Półtoraroczną dziewczynkę wynieśli z płonącego domu strażacy. Jej starsza siostra uratowała troje rodzeństwa.
– Przyjechaliśmy na miejsce po 13 minutach od zgłoszenia. Nie wiedzieliśmy, że ktoś może być uwięziony w płonącym budynku – opowiada kapitan Paweł Mak, który dowodził akcją ratowniczą. – Kiedy tylko wysiedliśmy z wozu ludzie zaczęli krzyczeć, że w domu jest dziecko. Od razu wbiegliśmy z kolegą do środka.
A tam kłęby dymu, widoczność zerowa. – Musiałem działać po omacku, dotykałem ścian, mebli, podłogi, by zorientować się, co jest przede mną – relacjonuje kpt. Mak. – W drugim z przeszukiwanych pomieszczeń na pierwszym piętrze, kiedy na kolanach sprawdzałem, co jest na podłodze, natknąłem się na coś miękkiego. To było dziecko, Jak się później okazało, zaledwie półtoraroczne – dodaje.
Strażak wyskoczył z nieprzytomnym maleństwem na balkon i podał je koledze czekającemu już na drabinie. – Natychmiast rozpoczęliśmy reanimację dziecka. Robiliśmy to we czterech, ale przez 15 minut nie udało nam się przywrócić ani pracy serca, ani oddechu – opowiada strażak Michał Dolecki.
Wtedy pojawiła się karetka pogotowia i dziewczynką zajęli się lekarze. Po chwili wylądował śmigłowiec – eurocopter Lotniczego Pogotowia Ratunkowego.
– Załoga maszyny była na nasłuchu i kiedy zorientowali się, co się u nas dzieje, ruszyli na pomoc – wyjaśnia Krzysztof Kurasiewicz, rzecznik prasowy Straży Pożarnej w Janowie Lubelskim.

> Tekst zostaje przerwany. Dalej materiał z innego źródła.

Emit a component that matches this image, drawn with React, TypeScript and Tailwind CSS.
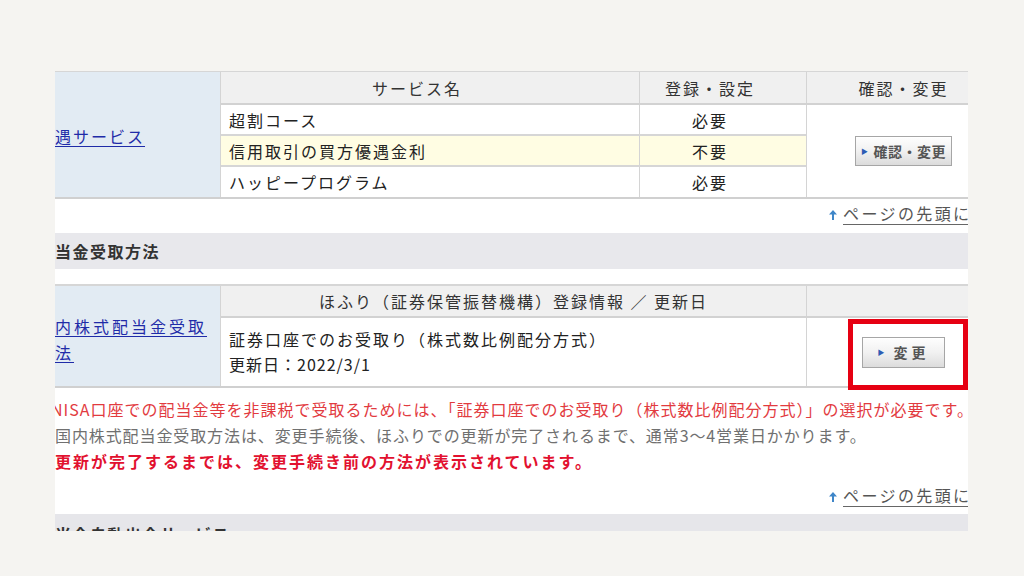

Po około 30 minutach reanimacji wielka ulga: lekarze powiedzieli strażakom, że serce dziecka bije. Dziewczynka śmigłowcem poleciała do Dziecięcego Szpitala Klinicznego w Lublinie. Trafiła na oddział intensywnej terapii. Tam przez cały dzień trwała dalsza walka o jej życie.

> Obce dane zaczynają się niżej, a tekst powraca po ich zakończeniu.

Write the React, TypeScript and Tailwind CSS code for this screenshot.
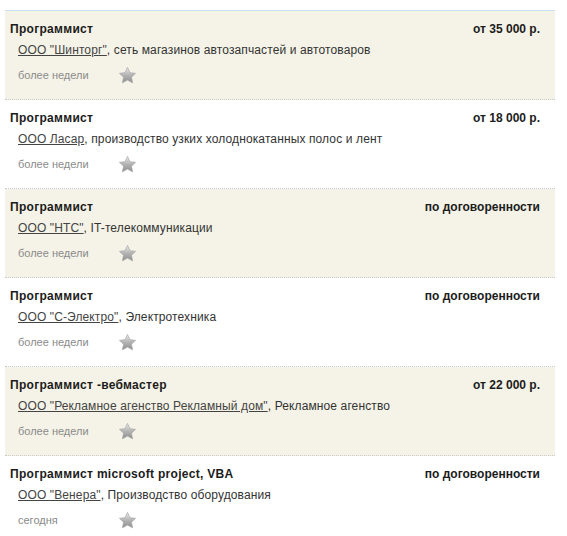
import { useState } from "react";

type Vacancy = {
  title: string;
  salary: string;
  company: string;
  description: string;
  date: string;
};

const vacancies: Vacancy[] = [
  { title: "Программист", salary: "от 35 000 р.", company: "ООО \"Шинторг\"", description: "сеть магазинов автозапчастей и автотоваров", date: "более недели" },
  { title: "Программист", salary: "от 18 000 р.", company: "ООО Ласар", description: "производство узких холоднокатанных полос и лент", date: "более недели" },
  { title: "Программист", salary: "по договоренности", company: "ООО \"НТС\"", description: "IT-телекоммуникации", date: "более недели" },
  { title: "Программист", salary: "по договоренности", company: "ООО \"С-Электро\"", description: "Электротехника", date: "более недели" },
  { title: "Программист -вебмастер", salary: "от 22 000 р.", company: "ООО \"Рекламное агенство Рекламный дом\"", description: "Рекламное агенство", date: "более недели" },
  { title: "Программист microsoft project, VBA", salary: "по договоренности", company: "ООО \"Венера\"", description: "Производство оборудования", date: "сегодня" },
];

const Star = ({ active, onClick }: { active: boolean; onClick: () => void }) => (
  <button onClick={onClick} className="w-[19px] h-[19px] cursor-pointer">
    <svg viewBox="0 0 24 24" className="w-[19px] h-[19px]">
      <defs>
        <linearGradient id="starGray" x1="0" y1="0" x2="0" y2="1">
          <stop offset="0%" stopColor="#ececec" />
          <stop offset="50%" stopColor="#b4b4b4" />
          <stop offset="100%" stopColor="#8e8e8e" />
        </linearGradient>
        <linearGradient id="starGold" x1="0" y1="0" x2="0" y2="1">
          <stop offset="0%" stopColor="#ffe680" />
          <stop offset="100%" stopColor="#e0a800" />
        </linearGradient>
      </defs>
      <path
        d="M12 1.8l3.1 6.6 7.1.9-5.2 4.9 1.4 7.1L12 17.8l-6.4 3.5 1.4-7.1-5.2-4.9 7.1-.9z"
        fill={active ? "url(#starGold)" : "url(#starGray)"}
        stroke={active ? "#c89000" : "#a0a0a0"}
        strokeWidth="0.8"
        strokeLinejoin="round"
      />
    </svg>
  </button>
);

const VacancyRow = ({ vacancy, shaded }: { vacancy: Vacancy; shaded: boolean }) => {
  const [fav, setFav] = useState(false);
  return (
    <div
      className={`pl-[5px] pr-[15px] pt-[10px] h-[89px] border-b border-dotted border-[#c9c9c9] ${
        shaded ? "bg-[#f5f3e7]" : "bg-white"
      }`}
    >
      <div className="flex justify-between items-baseline leading-[17px] font-bold text-[#1c1c1c]">
        <span className="tracking-[0.3px]">{vacancy.title}</span>
        <span>{vacancy.salary}</span>
      </div>
      <div className="pl-[8px] mt-[4px] leading-[17px] text-[#333] tracking-[0.12px]">
        <a href="#" className="underline text-[#444] decoration-[#444]">
          {vacancy.company}
        </a>
        , {vacancy.description}
      </div>
      <div className="pl-[8px] mt-[6px] flex items-center h-[20px]">
        <span className="w-[100px] text-[11px] text-[#8a8a8a]">{vacancy.date}</span>
        <Star active={fav} onClick={() => setFav(!fav)} />
      </div>
    </div>
  );
};

const App = () => {
  return (
    <div className="bg-white min-h-screen pt-[10px] font-['Liberation_Sans',Arial,sans-serif] text-[12px]">
      <div className="ml-[5px] w-[550px] border-t border-[#c6dff2]">
        {vacancies.map((v, i) => (
          <VacancyRow key={i} vacancy={v} shaded={i % 2 === 0} />
        ))}
      </div>
    </div>
  );
};

export default App;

Hospitalizacji wymagała także matka dziewczynki. Kobieta poparzyła się szukając w płomieniach swojego najmłodszego dziecka.

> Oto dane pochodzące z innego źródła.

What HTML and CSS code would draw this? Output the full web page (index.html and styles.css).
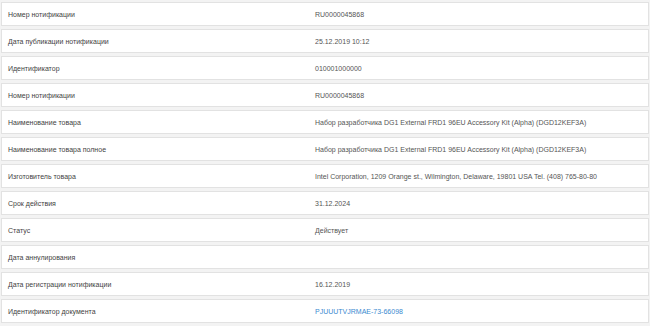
FILE: index.html
```html
<!DOCTYPE html>
<html lang="ru">
<head>
<meta charset="utf-8">
<link rel="stylesheet" href="styles.css">
</head>
<body>
<div class="list">
  <div class="row"><div class="label">Номер нотификации</div><div class="value">RU0000045868</div></div>
  <div class="row"><div class="label">Дата публикации нотификации</div><div class="value">25.12.2019 10:12</div></div>
  <div class="row"><div class="label">Идентификатор</div><div class="value">010001000000</div></div>
  <div class="row"><div class="label">Номер нотификации</div><div class="value">RU0000045868</div></div>
  <div class="row"><div class="label">Наименование товара</div><div class="value">Набор разработчика DG1 External FRD1 96EU Accessory Kit (Alpha) (DGD12KEF3A)</div></div>
  <div class="row"><div class="label">Наименование товара полное</div><div class="value">Набор разработчика DG1 External FRD1 96EU Accessory Kit (Alpha) (DGD12KEF3A)</div></div>
  <div class="row"><div class="label">Изготовитель товара</div><div class="value">Intel Corporation, 1209 Orange st., Wilmington, Delaware, 19801 USA Tel. (408) 765-80-80</div></div>
  <div class="row"><div class="label">Срок действия</div><div class="value">31.12.2024</div></div>
  <div class="row"><div class="label">Статус</div><div class="value">Действует</div></div>
  <div class="row"><div class="label">Дата аннулирования</div><div class="value"></div></div>
  <div class="row"><div class="label">Дата регистрации нотификации</div><div class="value">16.12.2019</div></div>
  <div class="row"><div class="label">Идентификатор документа</div><div class="value"><a class="link" href="#">PJUUUTVJRMAE-73-66098</a></div></div>
</div>
</body>
</html>
```
FILE: styles.css
```css
html, body {
  margin: 0;
  padding: 0;
  background: #f3f3f3;
}
body {
  font-family: "Liberation Sans", Arial, sans-serif;
  font-size: 7px;
  color: #555;
}
.list {
  display: flex;
  flex-direction: column;
  gap: 3px;
  padding: 2px 1px 3px 1px;
}
.row {
  display: grid;
  grid-template-columns: 306px 1fr;
  height: 24px;
  box-sizing: border-box;
  border: 1px solid #e2e2e2;
  background: #fff;
  align-items: center;
}
.label {
  padding-left: 6px;
  color: #3f3f3f;
}
.value {
  padding-left: 7px;
  color: #555;
}
.link {
  color: #3a8ad0;
  text-decoration: none;
}
```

Strażacy podkreślają, że tragedia byłaby jeszcze większa, gdyby nie przytomność umysłu jednej ze starszych córek właścicielki domu. Dziewczyna wyprowadziła swoje trzy młodsze siostry na balkon, skąd zabrali je sąsiedzi, którzy zauważyli pożar.
W budynku, gdzie wybuchł ogień, mieszka samotna matka z dziewięciorgiem dzieci. – Wcześniej wszystkie dzieci były w domu dziecka, bo ich matka żyła w małym zniszczonym domku, gdzie nie był warunków do opieki – mówi ze łzami w oczach Wiesława Ciosmak, siostra właścicielki domu. – Postawiła ten dom dzięki pomocy rodziny i znajomych, a teraz taka tragedia...
Strażacy przyznają, że w tej chwili dom nie nadaje się do zamieszkania. – Trzeba wszystko odmalować, wstawić okna i założyć nową instalację elektryczną – ocenia Krzysztof Kurasiewicz. To prawdopodobnie zwarcie w instalacji elektrycznej było przyczyną pożaru.
Na miejscu, tuż po pożarze, były władze Janowa Lubelskiego. – Na pewno odmalujemy spalone pomieszczenia, wymienimy także przewody, musimy tylko sprawdzić, co było ubezpieczone – zaznacza Krzysztof Kołtyś, burmistrz miasta.
Tuż przed zamknięciem tego wydania gazety, Agnieszka Osińska, rzecznik DSK w Lublinie, powiedziała nam, że matka poparzonej dziewczynki nie zgodziła się na informowanie prasy o stanie zdrowia jej córeczki.